Mr. Tuku Morgan has been appointed chair of the entity set to oversee Auckland and Northland's water. Who appointed Mr. Morgan? Who is he accountable to? The Auditor-General has expressed his concern there is little accountability.


Here is the heart of the issue. New Zealand has been since 1853 a Westminster parliamentary democracy. Those who rule us are under the rule of law and accountable to us, the electorate.


Parliamentary democracy is fundamentally at odds with being governed in partnership by hereditary tribal leaders. It does not matter whether the Prime Minister calls it a partnership, co-governance or mahi tahi,(working together); it is incompatible with democracy.


New Zealand is not a democracy when one partner is accountable to the electorate and the other partner is not.

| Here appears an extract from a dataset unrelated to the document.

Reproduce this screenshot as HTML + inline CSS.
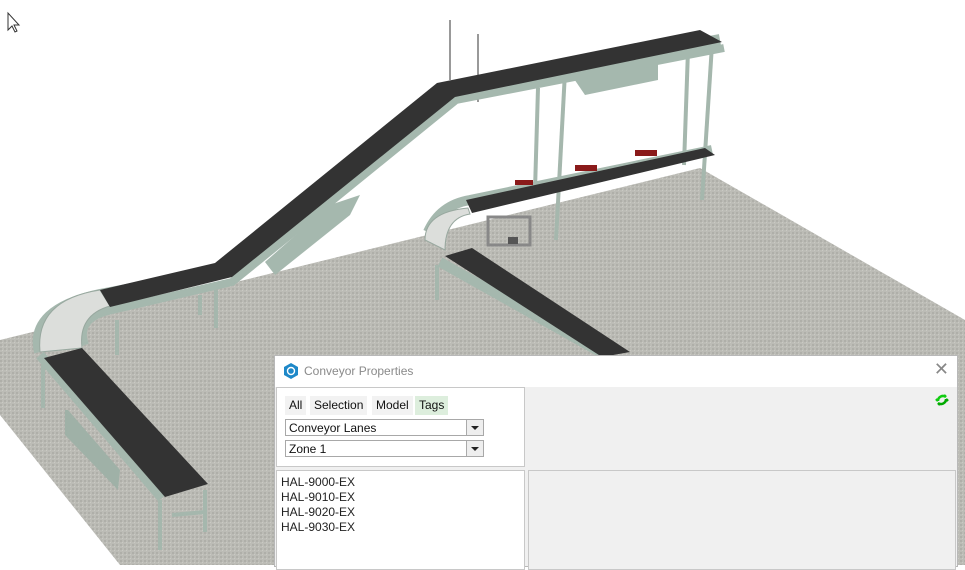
<!DOCTYPE html>
<html><head><meta charset="utf-8"><style>
html,body{margin:0;padding:0;width:965px;height:565px;overflow:hidden;background:#fff;font-family:"Liberation Sans",sans-serif}
#dlg{position:absolute;left:274px;top:355px;width:684px;height:212px;background:#f0f0f0;border:1px solid #b8b8b8;box-sizing:border-box}
.tb{position:absolute;left:0;top:0;right:0;height:31px;background:#fff}
.tt{position:absolute;left:29px;top:8px;font-size:12px;color:#8a8a8a}
.x{position:absolute;right:8px;top:3px;font-size:18px;color:#888}
.p{position:absolute;background:#fff;border:1px solid #c8c8c8;box-sizing:border-box}
.tab{position:absolute;top:8px;height:19px;background:#f2f2f2;font-size:12px;line-height:19px;padding:0 4px;color:#111}
.sel{position:absolute;left:8px;width:199px;height:17px;border:1px solid #a8a8a8;background:#fff;font-size:12px;line-height:16px;padding-left:3px;box-sizing:border-box;color:#111}
.sel b{position:absolute;right:0;top:0;width:16px;height:15px;background:#eee;border-left:1px solid #aaa}
.sel b:after{content:"";position:absolute;left:4px;top:6px;border:4px solid transparent;border-top:4px solid #222}
.list{font-size:12px;line-height:15px;color:#222;padding:4px 0 0 4px}
</style></head><body>
<svg width="965" height="565" style="position:absolute;left:0;top:0">
<defs><pattern id="f" width="4" height="4" patternUnits="userSpaceOnUse"><rect width="4" height="4" fill="#bcbcb6"/><rect width="2" height="2" fill="#afafa9"/><rect x="2" y="2" width="1" height="1" fill="#cacac4"/></pattern></defs>
<polygon points="0,340 700,168 965,320 965,565 120,565 0,415" fill="url(#f)"/>
<path d="M8,13 L8,30 L12,26 L15,32 L17,31 L14,25 L19,25 Z" fill="#fff" stroke="#333" stroke-width="1"/>
<line x1="450" y1="20" x2="450" y2="80" stroke="#333"/><line x1="478" y1="34" x2="478" y2="102" stroke="#333"/>
<g stroke="#a5b7ad" stroke-width="4">
<line x1="43" y1="365" x2="43" y2="408"/><line x1="160" y1="500" x2="160" y2="550"/><line x1="205" y1="490" x2="205" y2="532"/>
<line x1="117" y1="320" x2="117" y2="355"/><line x1="200" y1="295" x2="200" y2="315"/><line x1="216" y1="290" x2="216" y2="328"/>
<line x1="437" y1="265" x2="437" y2="300"/><line x1="538" y1="88" x2="535" y2="190"/><line x1="565" y1="72" x2="556" y2="240"/>
<line x1="688" y1="50" x2="684" y2="165"/><line x1="712" y1="45" x2="702" y2="200"/><line x1="172" y1="515" x2="205" y2="512"/>
</g>
<polygon points="65,410 68,410 120,470 118,490 65,435" fill="#9fb1a7"/>
<polygon points="330,205 360,195 350,215 275,275 265,262" fill="#a5b8ae"/>
<polygon points="568,70 658,55 658,80 585,95" fill="#a5b8ae"/>
<path d="M40,352 Q30,310 100,295 L232,270 L455,90 L720,40" fill="none" stroke="#a5b8ae" stroke-width="12"/>
<path d="M40,355 L162,498" stroke="#a5b8ae" stroke-width="10"/>
<path d="M85,345 Q75,318 112,310 L232,282 L456,100 L724,48" fill="none" stroke="#a5b8ae" stroke-width="8"/>
<path d="M40,352 Q35,300 100,290 L110,306 Q78,315 82,348 Z" fill="#dcdedb" stroke="#98a89f"/>
<polygon points="44,358 82,348 208,484 165,497" fill="#333"/>
<polygon points="100,290 215,263 437,83 700,30 722,42 455,97 232,277 110,307" fill="#333"/>
<path d="M428,232 Q440,205 470,200 L712,150" fill="none" stroke="#a5b8ae" stroke-width="10"/>
<path d="M425,240 Q425,212 468,208 L470,214 Q445,218 445,250 Z" fill="#dcdedb" stroke="#98a89f"/>
<polygon points="466,200 705,148 715,155 472,213" fill="#333"/>
<path d="M440,262 L600,352" stroke="#a5b8ae" stroke-width="10"/>
<polygon points="445,256 472,248 630,352 602,357" fill="#333"/>
<rect x="488" y="217" width="42" height="28" fill="none" stroke="#888" stroke-width="3"/>
<rect x="508" y="237" width="10" height="7" fill="#555"/>
<g fill="#8a1a1a"><rect x="515" y="180" width="18" height="5"/><rect x="575" y="165" width="22" height="6"/><rect x="635" y="150" width="22" height="6"/></g>
</svg>
<div id="dlg">
<div class="tb">
<svg width="14" height="16" style="position:absolute;left:9px;top:7px"><polygon points="7,0 14,4 14,12 7,16 0,12 0,4" fill="#1e88c8"/><circle cx="7" cy="8" r="3.5" fill="none" stroke="#fff" stroke-width="1.4"/></svg>
<div class="tt">Conveyor Properties</div><div class="x">✕</div></div>
<div class="p" style="left:1px;top:31px;width:249px;height:80px">
<div class="tab" style="left:8px">All</div><div class="tab" style="left:33px">Selection</div><div class="tab" style="left:95px">Model</div><div class="tab" style="left:138px;background:#ddeedd">Tags</div>
<div class="sel" style="top:31px">Conveyor Lanes<b></b></div>
<div class="sel" style="top:52px">Zone 1<b></b></div>
</div>
<div class="p list" style="left:1px;top:114px;width:249px;height:100px">HAL-9000-EX<br>HAL-9010-EX<br>HAL-9020-EX<br>HAL-9030-EX</div>
<div class="p" style="left:253px;top:114px;width:428px;height:100px;background:#f0f0f0"></div>
<svg width="14" height="14" style="position:absolute;left:660px;top:37px"><path d="M3,8 A5,5 0 0 1 11,4 L9,2 M3,8 L1,6" fill="none" stroke="#1c1" stroke-width="2.5"/><path d="M11,6 A5,5 0 0 1 3,10 L5,12 M11,6 L13,8" fill="none" stroke="#0a0" stroke-width="2.5"/></svg>
</div>
</body></html>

Even if the revisionists are right and some chiefs misunderstood the treaty they were signing, it is not a reason to abandon 170 years of parliamentary democracy.

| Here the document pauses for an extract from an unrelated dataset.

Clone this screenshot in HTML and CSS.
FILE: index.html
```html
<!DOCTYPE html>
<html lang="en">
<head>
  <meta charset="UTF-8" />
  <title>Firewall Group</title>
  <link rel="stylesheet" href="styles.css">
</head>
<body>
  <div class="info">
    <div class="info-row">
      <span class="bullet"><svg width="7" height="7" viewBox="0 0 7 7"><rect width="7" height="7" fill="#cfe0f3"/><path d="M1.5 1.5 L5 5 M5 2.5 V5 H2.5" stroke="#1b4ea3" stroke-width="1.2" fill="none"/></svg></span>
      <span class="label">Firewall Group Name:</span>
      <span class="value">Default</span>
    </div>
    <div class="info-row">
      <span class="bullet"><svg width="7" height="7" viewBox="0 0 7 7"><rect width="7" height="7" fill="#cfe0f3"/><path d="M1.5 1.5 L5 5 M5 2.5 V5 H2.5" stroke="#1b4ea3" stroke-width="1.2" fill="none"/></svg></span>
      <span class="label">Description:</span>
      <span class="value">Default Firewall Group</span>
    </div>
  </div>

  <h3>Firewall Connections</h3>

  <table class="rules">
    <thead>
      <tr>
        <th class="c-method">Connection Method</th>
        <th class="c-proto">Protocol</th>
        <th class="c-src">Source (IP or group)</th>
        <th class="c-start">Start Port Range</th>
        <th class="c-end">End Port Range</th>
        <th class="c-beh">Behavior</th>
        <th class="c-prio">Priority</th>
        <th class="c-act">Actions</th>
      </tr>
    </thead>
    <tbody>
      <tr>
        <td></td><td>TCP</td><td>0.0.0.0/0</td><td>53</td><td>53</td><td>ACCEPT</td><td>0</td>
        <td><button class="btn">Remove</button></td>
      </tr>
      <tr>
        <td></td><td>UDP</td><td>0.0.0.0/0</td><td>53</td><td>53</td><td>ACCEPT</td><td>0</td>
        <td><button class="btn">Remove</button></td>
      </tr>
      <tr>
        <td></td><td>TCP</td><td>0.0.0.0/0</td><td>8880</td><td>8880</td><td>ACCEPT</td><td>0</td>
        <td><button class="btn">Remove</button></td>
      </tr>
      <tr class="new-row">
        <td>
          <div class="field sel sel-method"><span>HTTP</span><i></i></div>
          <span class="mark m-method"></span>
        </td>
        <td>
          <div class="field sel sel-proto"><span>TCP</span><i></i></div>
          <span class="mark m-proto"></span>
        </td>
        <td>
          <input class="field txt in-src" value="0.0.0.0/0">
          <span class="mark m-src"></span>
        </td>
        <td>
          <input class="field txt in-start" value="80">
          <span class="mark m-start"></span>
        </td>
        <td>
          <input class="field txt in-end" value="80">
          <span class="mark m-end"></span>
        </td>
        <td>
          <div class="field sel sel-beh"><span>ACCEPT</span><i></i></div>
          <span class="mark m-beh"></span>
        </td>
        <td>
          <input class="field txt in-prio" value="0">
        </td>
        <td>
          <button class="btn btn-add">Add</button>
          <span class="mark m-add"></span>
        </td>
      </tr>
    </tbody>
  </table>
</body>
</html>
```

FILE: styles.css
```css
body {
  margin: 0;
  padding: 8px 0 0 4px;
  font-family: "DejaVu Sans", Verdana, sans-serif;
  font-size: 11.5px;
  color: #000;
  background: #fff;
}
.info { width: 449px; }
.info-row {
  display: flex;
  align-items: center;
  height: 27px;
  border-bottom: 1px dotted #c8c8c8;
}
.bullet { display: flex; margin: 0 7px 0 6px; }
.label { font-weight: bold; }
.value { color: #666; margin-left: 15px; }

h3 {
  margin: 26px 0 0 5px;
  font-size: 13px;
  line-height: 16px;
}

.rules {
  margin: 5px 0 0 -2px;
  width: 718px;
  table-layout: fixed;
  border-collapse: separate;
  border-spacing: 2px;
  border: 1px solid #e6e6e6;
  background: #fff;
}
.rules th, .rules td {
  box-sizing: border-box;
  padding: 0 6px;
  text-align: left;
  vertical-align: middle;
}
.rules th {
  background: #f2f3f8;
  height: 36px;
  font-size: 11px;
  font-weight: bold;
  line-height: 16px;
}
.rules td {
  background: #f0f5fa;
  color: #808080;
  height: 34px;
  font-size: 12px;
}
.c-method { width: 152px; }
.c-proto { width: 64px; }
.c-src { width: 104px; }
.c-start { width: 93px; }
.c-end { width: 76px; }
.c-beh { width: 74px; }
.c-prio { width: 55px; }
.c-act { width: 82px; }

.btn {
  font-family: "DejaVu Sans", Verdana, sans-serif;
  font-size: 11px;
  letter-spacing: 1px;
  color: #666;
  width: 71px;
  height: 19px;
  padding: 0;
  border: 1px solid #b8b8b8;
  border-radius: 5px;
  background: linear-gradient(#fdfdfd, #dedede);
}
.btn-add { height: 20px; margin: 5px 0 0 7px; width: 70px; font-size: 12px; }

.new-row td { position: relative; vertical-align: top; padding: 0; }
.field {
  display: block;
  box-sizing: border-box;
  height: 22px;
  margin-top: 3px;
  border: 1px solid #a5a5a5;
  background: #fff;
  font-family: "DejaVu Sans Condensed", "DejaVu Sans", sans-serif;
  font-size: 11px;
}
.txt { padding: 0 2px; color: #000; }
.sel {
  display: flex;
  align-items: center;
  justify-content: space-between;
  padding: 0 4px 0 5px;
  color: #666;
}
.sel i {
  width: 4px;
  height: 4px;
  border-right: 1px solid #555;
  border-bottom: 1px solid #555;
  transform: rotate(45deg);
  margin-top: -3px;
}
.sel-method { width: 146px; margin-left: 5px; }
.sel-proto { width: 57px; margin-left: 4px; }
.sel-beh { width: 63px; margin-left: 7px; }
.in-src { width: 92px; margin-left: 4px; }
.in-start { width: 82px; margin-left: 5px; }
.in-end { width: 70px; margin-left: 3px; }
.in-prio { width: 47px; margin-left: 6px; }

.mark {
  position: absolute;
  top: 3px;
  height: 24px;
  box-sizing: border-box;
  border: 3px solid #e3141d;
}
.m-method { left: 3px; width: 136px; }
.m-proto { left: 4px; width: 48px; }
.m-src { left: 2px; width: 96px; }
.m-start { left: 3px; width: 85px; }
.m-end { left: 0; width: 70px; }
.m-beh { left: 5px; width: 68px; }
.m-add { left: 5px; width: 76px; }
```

The treaty granted rights not just to the chiefs but to all Maori. Article three of the treaty grants Maori full citizenship rights. Maori have had voting rights from the first election in 1853. To reinterpret the treaty as a partnership is to reduce everyone’s citizenship rights, including the citizenship rights granted to Maori.

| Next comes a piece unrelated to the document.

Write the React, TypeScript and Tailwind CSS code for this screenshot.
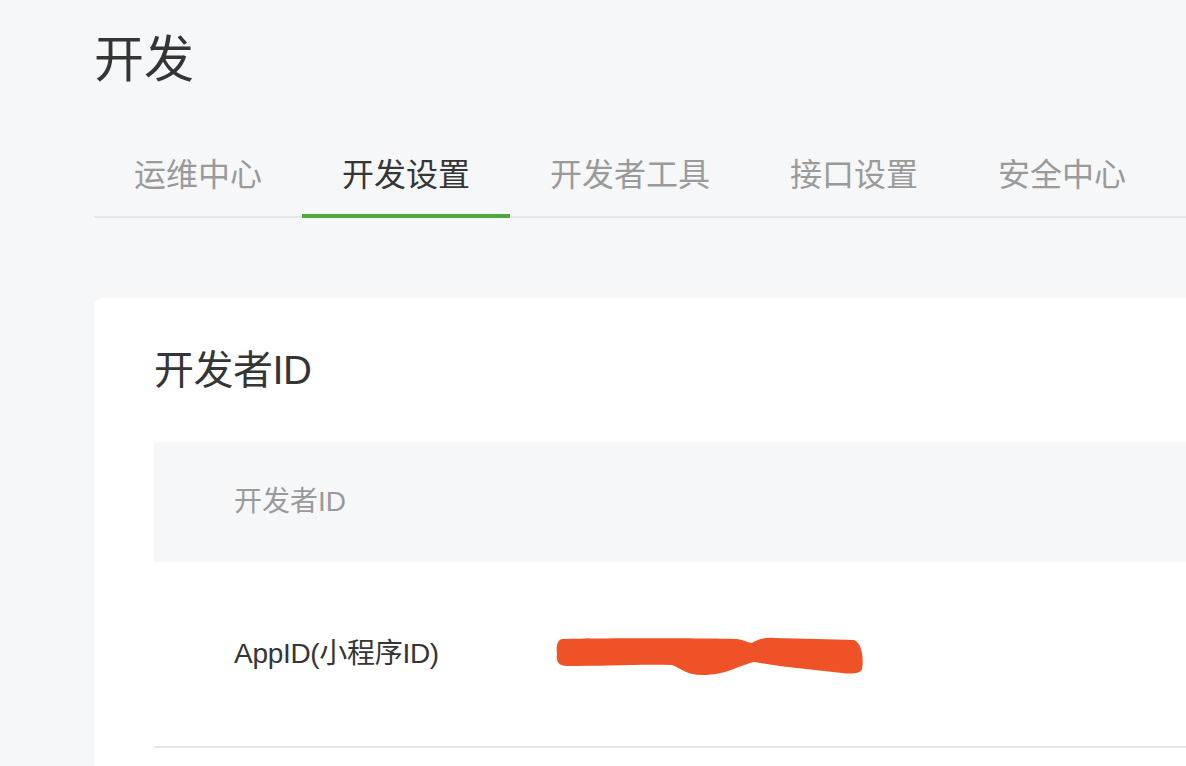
const tabs = ["运维中心", "开发设置", "开发者工具", "接口设置", "安全中心"];

const Scribble = () => (
  <svg
    viewBox="552 632 312 46"
    className="w-[312px] h-[46px]"
    aria-hidden="true"
  >
    <path
      d="M560 640 C600 639 700 639 735 640 C742 641 747 644 750 644 C755 641 762 638 772 639 C800 640 830 640 852 641 C860 644 862 660 860 670 C858 675 850 675 840 674 C810 671 780 668 752 663 C735 667 725 676 700 676 C685 676 680 670 670 666 C640 665 600 667 565 667 C556 667 554 662 555 655 C554 648 555 641 560 640 Z"
      fill="#f05227"
    />
  </svg>
);

const App = () => {
  return (
    <div className="w-full h-[766px] overflow-hidden bg-[#f6f7f9] font-[family-name:'Liberation_Sans','Noto_Sans_CJK_SC',sans-serif]">
      <div className="w-[1260px] pl-[94px] pt-[36px]">
        <h1 className="text-[50px] leading-[48px] font-normal text-[#353535]">
          开发
        </h1>

        {/* tabs */}
        <div className="mt-[75px] flex border-b-2 border-[#e7e7eb]">
          {tabs.map((t, i) => (
            <div
              key={t}
              className={
                i === 1
                  ? "px-[40px] pb-[23px] -mb-[2px] border-b-4 border-[#4fa93b] text-[32px] leading-[32px] text-[#353535]"
                  : "px-[40px] pb-[23px] -mb-[2px] border-b-4 border-transparent text-[32px] leading-[32px] text-[#9a9a9a]"
              }
            >
              {t}
            </div>
          ))}
        </div>

        {/* card */}
        <div className="mt-[80px] bg-white rounded-[8px] pl-[60px] pt-[52px] pb-[40px]">
          <h2 className="text-[40px] leading-[40px] font-normal text-[#353535] tracking-[-0.5px]">
            开发者ID
          </h2>
          <div className="mt-[52px]">
            <div className="h-[120px] bg-[#f6f7f9] flex items-center pl-[80px] text-[28px] text-[#9a9a9a]">
              开发者ID
            </div>
            <div className="h-[186px] flex items-center border-b-2 border-[#e7e7eb]">
              <div className="w-[400px] pl-[80px] text-[28px] text-[#353535] tracking-[-0.3px]">
                AppID(小程序ID)
              </div>
              <Scribble />
            </div>
          </div>
        </div>
      </div>
    </div>
  );
};

export default App;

No doubt it was galling to some chiefs to discover that the treaty means every Maori has an equal vote. The treaty is why no New Zealand court has ever upheld slavery. While it did not happen immediately, the treaty freed Maori who were slaves and gave them full citizenship including the right to vote.


Many Maori value their Article three citizenship rights. They do not want to be co-governed by Mr. Tuku Morgan and his fellow Iwi leaders.


Good on Chris Hipkins for holding a review of Labour’s policies. A top priority must be to decide whether Labour stands for democracy.


Here is my thought. No wonder my seven year old moko thinks white people are racist when our government judges him on his race.


Why not a New Zealand where what is most important about my moko and I is not our different tribes, which is no business of the government, but us as individuals?


It is a powerful message to send to all seven year olds. One person, one vote, values us all equally.



The Honourable Richard Prebble CBE is a former member of the New Zealand Parliament. Initially a member of the Labour Party, he joined the newly formed ACT New Zealand party under Roger Douglas in 1996, becoming its leader from 1996 to 2004.